> WHAT IS EXPECTED: Show each line of the data below that has the string "draw" in it.

## START MATERIAL FOR THE TASK

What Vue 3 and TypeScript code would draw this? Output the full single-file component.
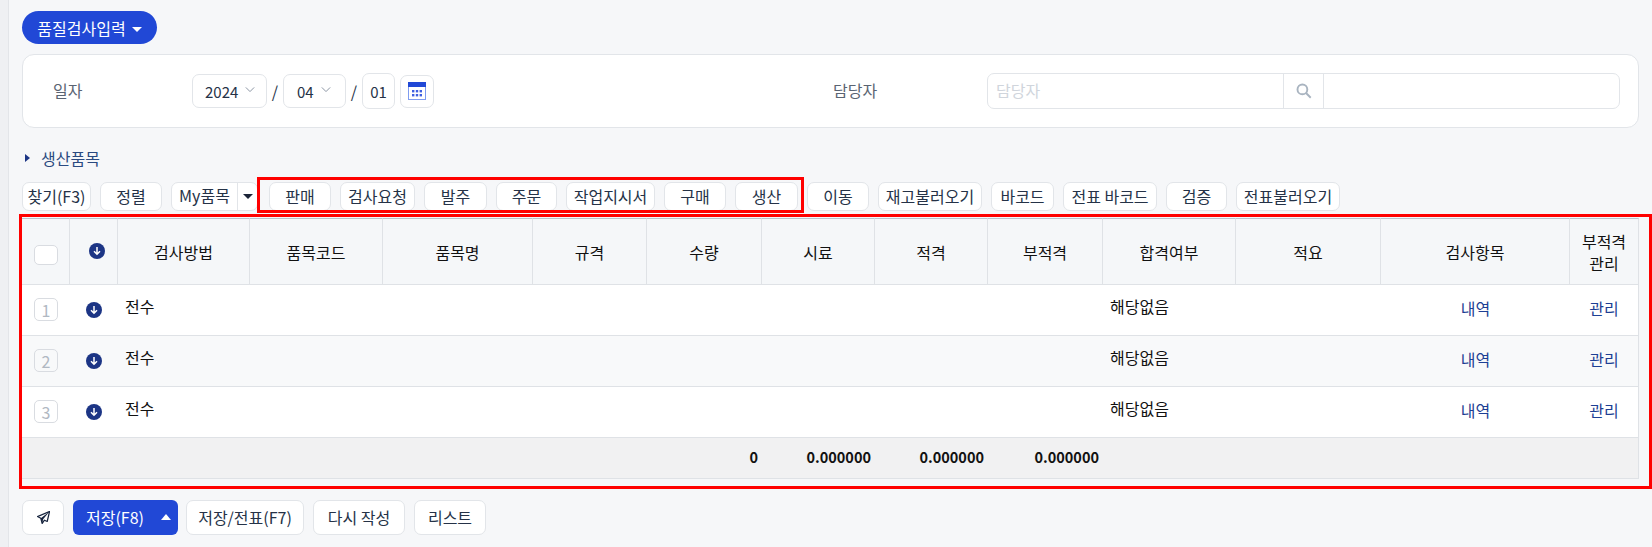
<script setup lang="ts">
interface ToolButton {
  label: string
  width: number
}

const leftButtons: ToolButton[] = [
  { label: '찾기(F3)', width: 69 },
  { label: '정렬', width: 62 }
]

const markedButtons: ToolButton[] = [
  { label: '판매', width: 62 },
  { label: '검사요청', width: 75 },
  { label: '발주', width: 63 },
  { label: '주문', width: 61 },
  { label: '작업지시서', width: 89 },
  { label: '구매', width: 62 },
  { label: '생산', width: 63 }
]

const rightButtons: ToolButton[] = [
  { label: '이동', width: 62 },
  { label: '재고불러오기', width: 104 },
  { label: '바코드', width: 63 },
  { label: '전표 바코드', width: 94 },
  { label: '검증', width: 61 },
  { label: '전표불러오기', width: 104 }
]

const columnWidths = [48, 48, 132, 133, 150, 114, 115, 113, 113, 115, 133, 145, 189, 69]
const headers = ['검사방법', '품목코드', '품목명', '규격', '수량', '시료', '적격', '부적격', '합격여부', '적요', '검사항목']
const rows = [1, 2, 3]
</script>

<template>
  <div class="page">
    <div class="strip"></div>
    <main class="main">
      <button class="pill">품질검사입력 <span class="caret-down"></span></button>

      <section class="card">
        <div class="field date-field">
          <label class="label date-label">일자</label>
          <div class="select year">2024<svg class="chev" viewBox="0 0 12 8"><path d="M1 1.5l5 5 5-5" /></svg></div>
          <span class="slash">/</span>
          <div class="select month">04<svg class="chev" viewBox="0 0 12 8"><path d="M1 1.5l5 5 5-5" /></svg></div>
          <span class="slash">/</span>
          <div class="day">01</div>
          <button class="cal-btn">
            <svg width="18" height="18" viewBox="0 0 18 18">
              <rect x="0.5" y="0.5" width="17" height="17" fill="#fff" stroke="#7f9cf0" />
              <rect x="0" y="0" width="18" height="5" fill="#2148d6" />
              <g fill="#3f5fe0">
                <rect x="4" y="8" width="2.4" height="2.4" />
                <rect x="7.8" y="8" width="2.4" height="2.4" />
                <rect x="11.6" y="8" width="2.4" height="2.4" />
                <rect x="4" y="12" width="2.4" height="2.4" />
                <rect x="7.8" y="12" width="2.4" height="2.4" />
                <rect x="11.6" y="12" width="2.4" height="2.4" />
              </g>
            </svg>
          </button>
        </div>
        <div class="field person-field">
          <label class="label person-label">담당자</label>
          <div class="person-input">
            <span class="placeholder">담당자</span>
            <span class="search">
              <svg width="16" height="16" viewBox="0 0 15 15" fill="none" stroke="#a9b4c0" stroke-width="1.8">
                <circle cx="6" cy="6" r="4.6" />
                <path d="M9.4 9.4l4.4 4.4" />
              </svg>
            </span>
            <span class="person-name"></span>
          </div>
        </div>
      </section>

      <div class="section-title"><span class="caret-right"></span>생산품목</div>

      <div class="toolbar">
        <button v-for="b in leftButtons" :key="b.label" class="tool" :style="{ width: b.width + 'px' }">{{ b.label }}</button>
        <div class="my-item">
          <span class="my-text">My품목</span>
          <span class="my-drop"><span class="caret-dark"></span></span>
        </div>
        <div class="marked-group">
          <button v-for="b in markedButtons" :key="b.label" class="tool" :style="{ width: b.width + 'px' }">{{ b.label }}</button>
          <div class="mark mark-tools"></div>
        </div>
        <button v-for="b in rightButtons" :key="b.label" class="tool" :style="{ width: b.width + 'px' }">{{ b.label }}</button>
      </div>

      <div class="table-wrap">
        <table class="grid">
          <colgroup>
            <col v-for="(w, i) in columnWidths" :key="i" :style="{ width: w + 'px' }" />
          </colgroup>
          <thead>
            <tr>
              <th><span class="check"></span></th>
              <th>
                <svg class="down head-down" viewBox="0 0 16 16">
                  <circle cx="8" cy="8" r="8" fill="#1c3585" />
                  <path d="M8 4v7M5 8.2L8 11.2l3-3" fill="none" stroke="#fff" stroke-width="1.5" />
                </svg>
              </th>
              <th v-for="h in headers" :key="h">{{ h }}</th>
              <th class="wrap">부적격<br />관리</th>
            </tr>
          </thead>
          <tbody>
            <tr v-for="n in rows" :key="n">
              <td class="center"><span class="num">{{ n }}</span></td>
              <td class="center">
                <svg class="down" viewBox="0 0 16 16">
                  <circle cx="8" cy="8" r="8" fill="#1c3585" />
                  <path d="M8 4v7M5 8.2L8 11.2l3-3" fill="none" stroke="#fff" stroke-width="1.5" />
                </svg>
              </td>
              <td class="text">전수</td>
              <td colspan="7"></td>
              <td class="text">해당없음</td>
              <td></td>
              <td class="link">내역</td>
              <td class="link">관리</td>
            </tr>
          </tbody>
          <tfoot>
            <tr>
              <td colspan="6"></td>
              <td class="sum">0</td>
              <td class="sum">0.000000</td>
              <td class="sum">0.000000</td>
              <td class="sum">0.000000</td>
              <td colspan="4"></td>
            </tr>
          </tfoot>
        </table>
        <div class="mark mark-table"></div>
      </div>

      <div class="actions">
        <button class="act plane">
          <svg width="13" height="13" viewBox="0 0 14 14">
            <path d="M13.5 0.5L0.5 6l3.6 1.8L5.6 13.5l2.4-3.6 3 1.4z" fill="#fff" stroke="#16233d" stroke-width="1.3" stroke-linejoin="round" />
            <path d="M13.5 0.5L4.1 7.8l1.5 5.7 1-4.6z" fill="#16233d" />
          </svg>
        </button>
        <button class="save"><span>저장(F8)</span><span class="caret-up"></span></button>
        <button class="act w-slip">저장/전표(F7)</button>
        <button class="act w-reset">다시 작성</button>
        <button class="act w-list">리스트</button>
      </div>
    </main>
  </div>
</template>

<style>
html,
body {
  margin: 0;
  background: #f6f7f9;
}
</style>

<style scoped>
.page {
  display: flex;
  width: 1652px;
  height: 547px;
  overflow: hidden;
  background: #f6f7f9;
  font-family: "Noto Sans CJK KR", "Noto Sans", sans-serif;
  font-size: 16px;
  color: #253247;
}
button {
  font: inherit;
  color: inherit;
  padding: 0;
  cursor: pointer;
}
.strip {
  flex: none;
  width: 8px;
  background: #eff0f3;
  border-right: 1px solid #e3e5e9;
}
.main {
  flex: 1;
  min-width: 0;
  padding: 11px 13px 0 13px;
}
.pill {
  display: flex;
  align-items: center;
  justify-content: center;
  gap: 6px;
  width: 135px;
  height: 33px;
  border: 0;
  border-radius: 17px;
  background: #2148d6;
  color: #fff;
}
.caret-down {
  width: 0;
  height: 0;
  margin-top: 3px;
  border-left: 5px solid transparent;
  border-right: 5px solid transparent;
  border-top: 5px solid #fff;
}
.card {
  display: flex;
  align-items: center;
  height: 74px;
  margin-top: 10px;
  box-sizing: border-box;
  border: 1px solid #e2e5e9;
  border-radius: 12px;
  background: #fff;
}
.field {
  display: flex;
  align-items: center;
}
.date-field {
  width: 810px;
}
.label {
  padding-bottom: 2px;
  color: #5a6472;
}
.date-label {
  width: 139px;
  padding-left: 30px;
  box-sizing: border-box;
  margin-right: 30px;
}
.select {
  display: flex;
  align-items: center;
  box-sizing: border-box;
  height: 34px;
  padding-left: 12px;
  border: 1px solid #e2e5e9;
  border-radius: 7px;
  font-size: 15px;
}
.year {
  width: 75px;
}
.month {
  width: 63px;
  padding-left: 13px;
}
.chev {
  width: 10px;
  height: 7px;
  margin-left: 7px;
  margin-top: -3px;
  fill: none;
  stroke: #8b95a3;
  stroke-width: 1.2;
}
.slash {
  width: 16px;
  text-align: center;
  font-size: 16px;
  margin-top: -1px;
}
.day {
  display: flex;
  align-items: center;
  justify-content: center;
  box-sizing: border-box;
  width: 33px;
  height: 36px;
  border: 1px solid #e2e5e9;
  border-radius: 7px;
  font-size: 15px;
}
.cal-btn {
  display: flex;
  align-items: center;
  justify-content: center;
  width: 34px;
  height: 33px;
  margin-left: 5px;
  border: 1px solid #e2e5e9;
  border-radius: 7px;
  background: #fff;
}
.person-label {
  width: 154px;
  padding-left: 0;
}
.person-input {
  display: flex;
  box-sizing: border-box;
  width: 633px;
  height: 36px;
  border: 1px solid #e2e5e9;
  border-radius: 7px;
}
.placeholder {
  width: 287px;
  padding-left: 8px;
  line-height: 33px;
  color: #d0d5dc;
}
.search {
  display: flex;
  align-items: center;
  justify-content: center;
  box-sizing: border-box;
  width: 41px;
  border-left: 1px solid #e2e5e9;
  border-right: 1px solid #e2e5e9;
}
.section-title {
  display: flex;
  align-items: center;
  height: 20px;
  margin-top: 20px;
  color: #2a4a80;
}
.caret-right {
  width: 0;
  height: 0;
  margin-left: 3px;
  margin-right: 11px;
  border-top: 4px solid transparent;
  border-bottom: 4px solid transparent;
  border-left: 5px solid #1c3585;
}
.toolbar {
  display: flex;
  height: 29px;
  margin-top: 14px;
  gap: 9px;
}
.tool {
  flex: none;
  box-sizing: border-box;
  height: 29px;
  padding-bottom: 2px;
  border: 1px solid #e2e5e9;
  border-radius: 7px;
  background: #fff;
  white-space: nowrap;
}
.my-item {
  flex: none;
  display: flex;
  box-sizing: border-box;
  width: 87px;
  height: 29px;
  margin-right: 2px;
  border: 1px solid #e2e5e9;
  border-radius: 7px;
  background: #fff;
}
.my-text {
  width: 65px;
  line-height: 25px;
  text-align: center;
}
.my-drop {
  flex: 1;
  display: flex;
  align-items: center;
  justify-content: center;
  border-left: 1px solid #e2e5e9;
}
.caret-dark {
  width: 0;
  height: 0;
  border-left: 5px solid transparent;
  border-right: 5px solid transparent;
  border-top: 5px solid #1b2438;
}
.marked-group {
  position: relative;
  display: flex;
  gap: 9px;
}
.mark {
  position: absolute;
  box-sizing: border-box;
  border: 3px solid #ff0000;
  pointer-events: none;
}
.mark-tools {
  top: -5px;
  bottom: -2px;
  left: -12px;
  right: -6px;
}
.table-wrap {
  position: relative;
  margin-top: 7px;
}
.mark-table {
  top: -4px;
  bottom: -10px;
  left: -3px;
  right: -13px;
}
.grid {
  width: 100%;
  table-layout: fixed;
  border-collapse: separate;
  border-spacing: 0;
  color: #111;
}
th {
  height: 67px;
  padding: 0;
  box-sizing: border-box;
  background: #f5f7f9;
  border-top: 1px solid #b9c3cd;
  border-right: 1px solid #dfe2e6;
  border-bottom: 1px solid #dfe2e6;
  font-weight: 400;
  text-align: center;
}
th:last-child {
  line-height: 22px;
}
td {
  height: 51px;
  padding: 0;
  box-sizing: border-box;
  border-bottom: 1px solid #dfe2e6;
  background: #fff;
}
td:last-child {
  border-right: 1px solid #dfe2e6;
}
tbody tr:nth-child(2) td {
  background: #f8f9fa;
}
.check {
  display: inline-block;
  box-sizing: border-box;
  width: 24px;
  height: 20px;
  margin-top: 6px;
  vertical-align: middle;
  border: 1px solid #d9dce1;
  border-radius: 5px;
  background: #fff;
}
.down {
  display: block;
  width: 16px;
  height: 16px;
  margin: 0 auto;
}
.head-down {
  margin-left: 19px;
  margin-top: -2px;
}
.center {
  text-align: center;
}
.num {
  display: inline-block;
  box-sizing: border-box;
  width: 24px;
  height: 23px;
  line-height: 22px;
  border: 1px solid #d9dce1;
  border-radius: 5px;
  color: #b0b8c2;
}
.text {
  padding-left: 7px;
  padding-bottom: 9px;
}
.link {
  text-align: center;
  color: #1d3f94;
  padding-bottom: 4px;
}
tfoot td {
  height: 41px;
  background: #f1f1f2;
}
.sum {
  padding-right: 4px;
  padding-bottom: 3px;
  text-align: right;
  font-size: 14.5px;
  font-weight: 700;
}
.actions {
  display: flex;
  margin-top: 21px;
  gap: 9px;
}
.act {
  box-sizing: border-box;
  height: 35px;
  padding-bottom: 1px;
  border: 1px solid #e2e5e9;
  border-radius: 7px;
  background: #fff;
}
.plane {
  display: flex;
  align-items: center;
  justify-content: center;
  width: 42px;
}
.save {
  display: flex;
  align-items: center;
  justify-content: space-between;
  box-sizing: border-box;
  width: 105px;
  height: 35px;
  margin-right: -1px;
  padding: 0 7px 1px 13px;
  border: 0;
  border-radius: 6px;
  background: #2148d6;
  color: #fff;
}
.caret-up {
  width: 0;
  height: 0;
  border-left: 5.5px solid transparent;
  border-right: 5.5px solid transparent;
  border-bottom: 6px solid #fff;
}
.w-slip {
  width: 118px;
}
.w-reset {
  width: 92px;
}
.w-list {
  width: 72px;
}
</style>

## END MATERIAL FOR THE TASK
## START MATERIAL FOR THE TASK

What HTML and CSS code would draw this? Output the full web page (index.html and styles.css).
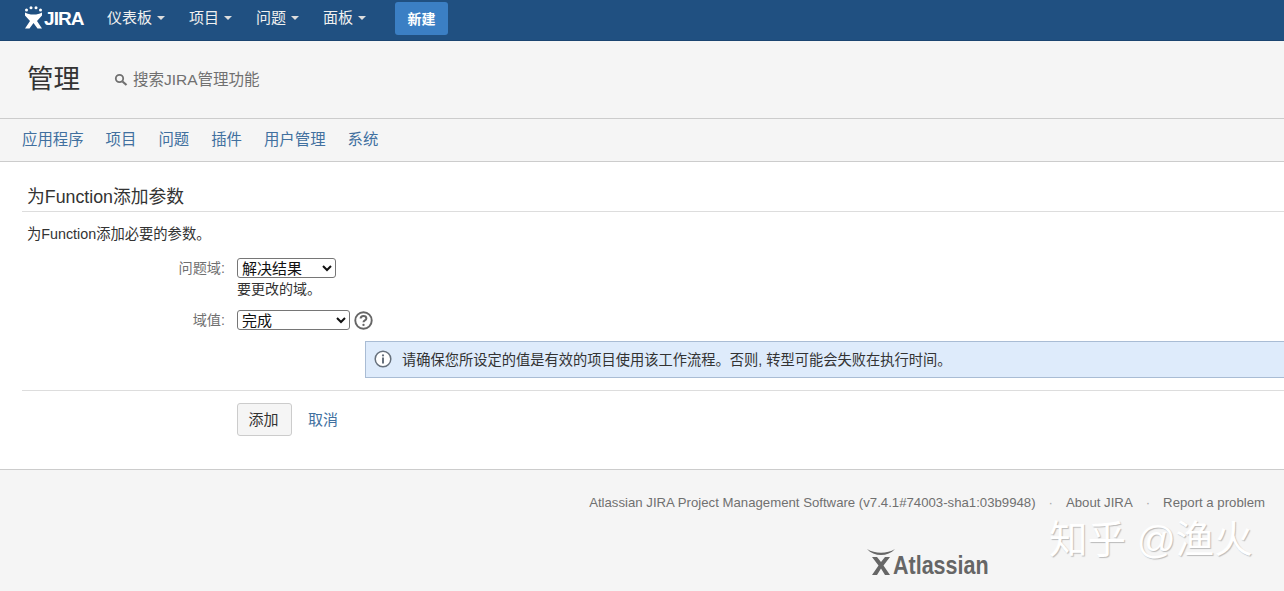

## END MATERIAL FOR THE TASK

> SOLUTION FOR THIS PROBLEM:
What Vue 3 and TypeScript code would draw this? Output the full single-file component.
What HTML and CSS code would draw this? Output the full web page (index.html and styles.css).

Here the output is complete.